PROBLEM STATEMENT :: Check each line of the listing for the string "components", count the lines that have it, and answer with that number only.

:: DATA

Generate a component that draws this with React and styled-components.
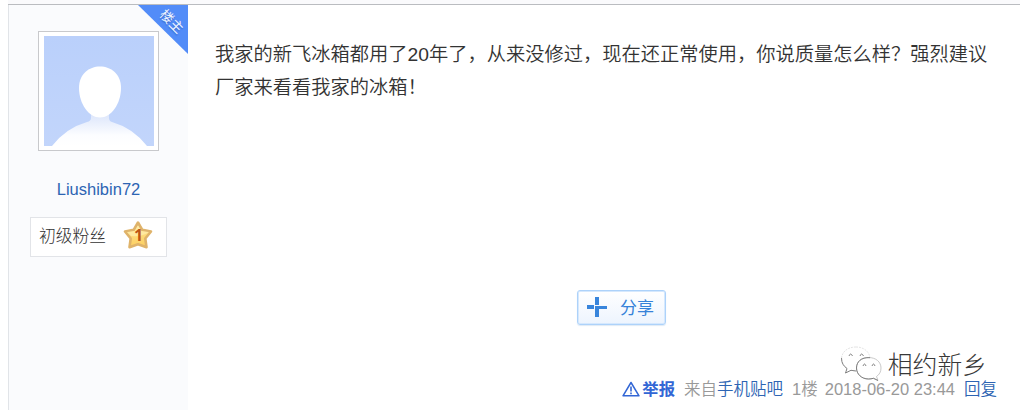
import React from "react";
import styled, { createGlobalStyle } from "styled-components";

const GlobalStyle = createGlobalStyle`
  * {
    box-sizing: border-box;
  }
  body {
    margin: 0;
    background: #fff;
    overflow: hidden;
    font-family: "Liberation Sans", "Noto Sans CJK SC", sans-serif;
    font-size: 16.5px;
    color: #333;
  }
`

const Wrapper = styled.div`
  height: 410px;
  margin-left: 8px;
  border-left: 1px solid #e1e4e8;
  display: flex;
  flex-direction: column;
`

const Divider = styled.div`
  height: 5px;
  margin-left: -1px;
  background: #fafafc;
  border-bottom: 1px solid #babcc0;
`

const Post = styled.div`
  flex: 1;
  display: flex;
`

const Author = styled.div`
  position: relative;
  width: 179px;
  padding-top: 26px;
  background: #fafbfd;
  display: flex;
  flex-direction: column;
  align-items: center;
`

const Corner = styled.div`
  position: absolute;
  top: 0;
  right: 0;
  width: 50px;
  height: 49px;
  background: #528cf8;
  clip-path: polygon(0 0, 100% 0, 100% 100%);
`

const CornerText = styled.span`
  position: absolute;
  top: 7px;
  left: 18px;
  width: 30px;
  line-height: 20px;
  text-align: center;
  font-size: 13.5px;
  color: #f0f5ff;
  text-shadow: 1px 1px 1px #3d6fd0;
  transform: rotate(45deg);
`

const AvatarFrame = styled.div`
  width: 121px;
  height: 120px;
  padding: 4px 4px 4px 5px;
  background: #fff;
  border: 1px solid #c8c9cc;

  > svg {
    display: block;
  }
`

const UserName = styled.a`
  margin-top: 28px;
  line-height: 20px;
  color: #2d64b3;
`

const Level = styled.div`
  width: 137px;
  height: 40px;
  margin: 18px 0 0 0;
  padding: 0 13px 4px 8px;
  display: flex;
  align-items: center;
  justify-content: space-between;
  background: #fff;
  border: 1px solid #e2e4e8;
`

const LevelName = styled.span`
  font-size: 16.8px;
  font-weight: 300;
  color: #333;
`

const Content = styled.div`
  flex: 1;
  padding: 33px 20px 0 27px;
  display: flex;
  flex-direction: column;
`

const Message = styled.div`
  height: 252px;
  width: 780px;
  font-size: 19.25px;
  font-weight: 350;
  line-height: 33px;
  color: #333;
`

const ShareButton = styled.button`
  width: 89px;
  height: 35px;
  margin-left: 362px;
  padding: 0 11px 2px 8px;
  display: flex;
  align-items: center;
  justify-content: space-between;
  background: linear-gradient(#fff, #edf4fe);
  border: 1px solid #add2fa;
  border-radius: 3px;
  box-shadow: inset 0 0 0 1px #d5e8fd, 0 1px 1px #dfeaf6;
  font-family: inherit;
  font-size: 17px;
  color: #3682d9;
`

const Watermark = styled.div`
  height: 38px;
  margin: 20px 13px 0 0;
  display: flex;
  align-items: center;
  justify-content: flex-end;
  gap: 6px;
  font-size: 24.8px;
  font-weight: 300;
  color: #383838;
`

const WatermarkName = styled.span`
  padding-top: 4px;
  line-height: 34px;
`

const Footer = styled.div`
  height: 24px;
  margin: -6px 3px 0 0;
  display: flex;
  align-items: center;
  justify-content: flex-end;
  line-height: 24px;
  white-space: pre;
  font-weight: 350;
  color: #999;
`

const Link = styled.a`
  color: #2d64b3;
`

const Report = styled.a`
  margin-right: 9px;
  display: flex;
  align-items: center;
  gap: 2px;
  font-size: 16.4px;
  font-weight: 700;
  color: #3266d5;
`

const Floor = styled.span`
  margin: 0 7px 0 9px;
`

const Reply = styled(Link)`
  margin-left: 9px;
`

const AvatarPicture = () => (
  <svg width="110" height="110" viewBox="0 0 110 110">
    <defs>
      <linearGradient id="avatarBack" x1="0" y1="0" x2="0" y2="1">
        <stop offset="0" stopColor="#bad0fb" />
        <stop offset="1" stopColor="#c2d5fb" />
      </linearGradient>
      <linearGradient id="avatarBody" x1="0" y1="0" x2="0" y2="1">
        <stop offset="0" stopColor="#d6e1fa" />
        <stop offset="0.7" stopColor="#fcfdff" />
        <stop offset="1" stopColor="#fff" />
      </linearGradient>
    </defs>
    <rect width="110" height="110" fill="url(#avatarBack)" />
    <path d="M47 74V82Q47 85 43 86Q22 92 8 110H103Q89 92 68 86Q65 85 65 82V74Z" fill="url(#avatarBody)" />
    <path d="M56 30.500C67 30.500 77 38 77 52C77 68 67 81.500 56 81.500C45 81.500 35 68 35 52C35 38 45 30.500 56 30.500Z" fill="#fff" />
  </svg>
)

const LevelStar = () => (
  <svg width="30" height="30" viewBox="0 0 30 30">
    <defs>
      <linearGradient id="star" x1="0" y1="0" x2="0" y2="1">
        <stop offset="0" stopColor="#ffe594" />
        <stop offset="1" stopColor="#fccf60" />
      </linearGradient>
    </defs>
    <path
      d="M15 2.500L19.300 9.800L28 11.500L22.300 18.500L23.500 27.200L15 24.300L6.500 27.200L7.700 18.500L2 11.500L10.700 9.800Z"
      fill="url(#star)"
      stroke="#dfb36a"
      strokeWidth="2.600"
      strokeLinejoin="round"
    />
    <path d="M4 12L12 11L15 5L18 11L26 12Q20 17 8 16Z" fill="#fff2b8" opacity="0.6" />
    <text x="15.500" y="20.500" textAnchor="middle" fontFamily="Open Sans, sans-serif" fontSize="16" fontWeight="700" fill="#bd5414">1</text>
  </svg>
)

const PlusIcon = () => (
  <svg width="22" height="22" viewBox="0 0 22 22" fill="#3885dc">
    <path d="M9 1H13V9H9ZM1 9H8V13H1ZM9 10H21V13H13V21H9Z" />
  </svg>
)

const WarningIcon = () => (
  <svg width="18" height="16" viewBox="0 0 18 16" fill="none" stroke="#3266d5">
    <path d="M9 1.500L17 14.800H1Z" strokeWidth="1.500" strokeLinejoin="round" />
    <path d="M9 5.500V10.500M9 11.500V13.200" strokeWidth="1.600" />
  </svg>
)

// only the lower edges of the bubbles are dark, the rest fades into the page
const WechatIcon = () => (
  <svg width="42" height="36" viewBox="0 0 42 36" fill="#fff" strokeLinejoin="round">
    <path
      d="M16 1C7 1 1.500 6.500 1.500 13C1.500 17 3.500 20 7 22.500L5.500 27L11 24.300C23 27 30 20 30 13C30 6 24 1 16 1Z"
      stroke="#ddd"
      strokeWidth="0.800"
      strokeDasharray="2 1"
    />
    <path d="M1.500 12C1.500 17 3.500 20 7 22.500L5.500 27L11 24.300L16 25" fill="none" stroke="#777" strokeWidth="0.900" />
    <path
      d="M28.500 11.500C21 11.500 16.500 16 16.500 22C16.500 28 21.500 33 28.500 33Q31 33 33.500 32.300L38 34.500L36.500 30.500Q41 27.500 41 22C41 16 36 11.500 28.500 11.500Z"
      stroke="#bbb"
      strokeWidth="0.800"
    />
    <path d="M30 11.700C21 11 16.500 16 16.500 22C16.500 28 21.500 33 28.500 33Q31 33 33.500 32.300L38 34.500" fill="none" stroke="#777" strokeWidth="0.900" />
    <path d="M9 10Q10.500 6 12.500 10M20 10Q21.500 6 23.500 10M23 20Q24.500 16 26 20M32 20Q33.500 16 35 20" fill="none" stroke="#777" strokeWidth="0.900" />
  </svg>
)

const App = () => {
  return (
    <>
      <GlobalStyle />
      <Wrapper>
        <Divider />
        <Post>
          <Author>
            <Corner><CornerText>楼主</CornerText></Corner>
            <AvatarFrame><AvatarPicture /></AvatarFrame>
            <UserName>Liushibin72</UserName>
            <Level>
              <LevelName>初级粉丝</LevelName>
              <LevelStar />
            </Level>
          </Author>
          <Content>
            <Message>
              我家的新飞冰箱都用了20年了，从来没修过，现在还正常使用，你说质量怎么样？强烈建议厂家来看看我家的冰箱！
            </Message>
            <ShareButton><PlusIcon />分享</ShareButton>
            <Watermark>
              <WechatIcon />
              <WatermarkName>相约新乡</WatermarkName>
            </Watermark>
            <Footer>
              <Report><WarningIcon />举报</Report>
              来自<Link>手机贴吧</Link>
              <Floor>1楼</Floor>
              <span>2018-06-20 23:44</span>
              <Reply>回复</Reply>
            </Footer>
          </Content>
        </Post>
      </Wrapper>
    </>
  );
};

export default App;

::::

EXERCISE SOLUTION :: 2